Transform has published its response to Transport Scotland’s impact assessment of its National Transport Strategy Delivery Plan, noting that the timing of this to be “unusual and unfortunate”, and raising concern regarding the absence of a Strategic Environmental Assessment (SEA) of the Plan.
We welcome the human rights approach embodied in the document, and fully support the stated commitment to adopt a legal framework that protects the rights of individuals and advances equality of opportunity. However, “we feel that the NTS2 Delivery Plan falls somewhat short of that ambition. Transport policy and proposed delivery in Scotland remains significantly skewed towards those that have wealth, assets and an existing high quality of mobility. The balance of spend, both through capital investment and revenue support, while paying lip service to the hierarchy of investment remains stubbornly fixated on a high carbon and largely exclusive transport system. This needs to change if Transport Scotland is to become an active agent for a just transition.”
Our response states that“The point of impact assessments, particularly on those groups with protected characteristics, is to inform policy development and correct any undue bias or inadvertent discrimination before adoption of the policy.
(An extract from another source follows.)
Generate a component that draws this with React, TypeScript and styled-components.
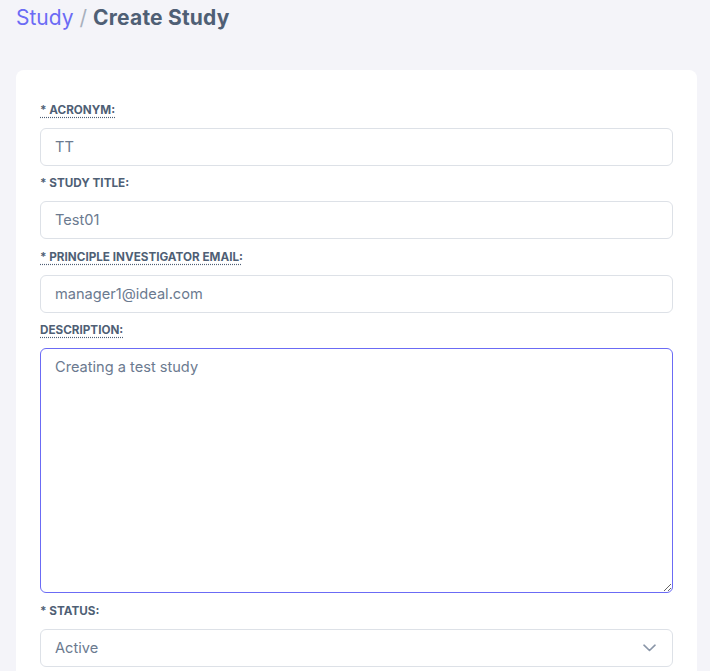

To undertake impact assessments after adoption and publication of the policy or plan is a missed opportunity and could lead to the acceptance of a flawed approach or policy in practice when earlier efforts to undertake the impact assessments would have resulted in a more considered understanding of the likely impacts.” Impact assessments should instead be carried out before, or at least in parallel with, the development of policies and plans.
With regard to SEA, Transform’s response “consider[s] it an imperative that all strategic transport policies and interventions now require an SEA and would encourage Transport Scotland to undertake one either in retrospect (as per the current impact assessments) or certainly at the next iteration of the Delivery Plan.”
Our response goes on to consider climate change, air pollution, and the affordability, accessibility and availability of public transport. It makes a number of practical suggestions for action, including:
- That every local authority should be encouraged to adopt mobility share schemes that cater for a range of incomes and cycling abilities which do not depend on the ability to pay.
- The widespread adoption of a uniform and consistent modelling tool such as SCATTER, with specific proposals to reduce carbon inequalities in transport provision.
- The Scottish Government to bring its pollution limits in line with the World Health Organization, following the dramatic world-first coroner’s ruling that the death of 9-year-old, Ella Kissi-Debrah, was caused by air pollution.
- The acceleration of efforts to decarbonise all modes of travel including bus, rail, ferry and air travel, with clear action plans, and target dates accelerated for the decarbonisation of each mode.
- Whilst commending the Scottish Government’s decision to introduce free bus travel for the under-22s, for it to also consider wider application of free public transport schemes in certain circumstances, in particular linked to poverty allieviation interventions.
- The introduction of a national smart ticketing system available to all, building on the success of the multi-modal transport passes issued to COP26 delegates.
- The establishment of a ‘Fair Transport Commission’ to build on the work of the Fair Work Commissions around the country and working with the proposed Future of Transport Forum. One of the key tasks of the Fair Transport Commission and the Future of Transport Forum would be to set minimum standards for the availability of transport to all communities across the country.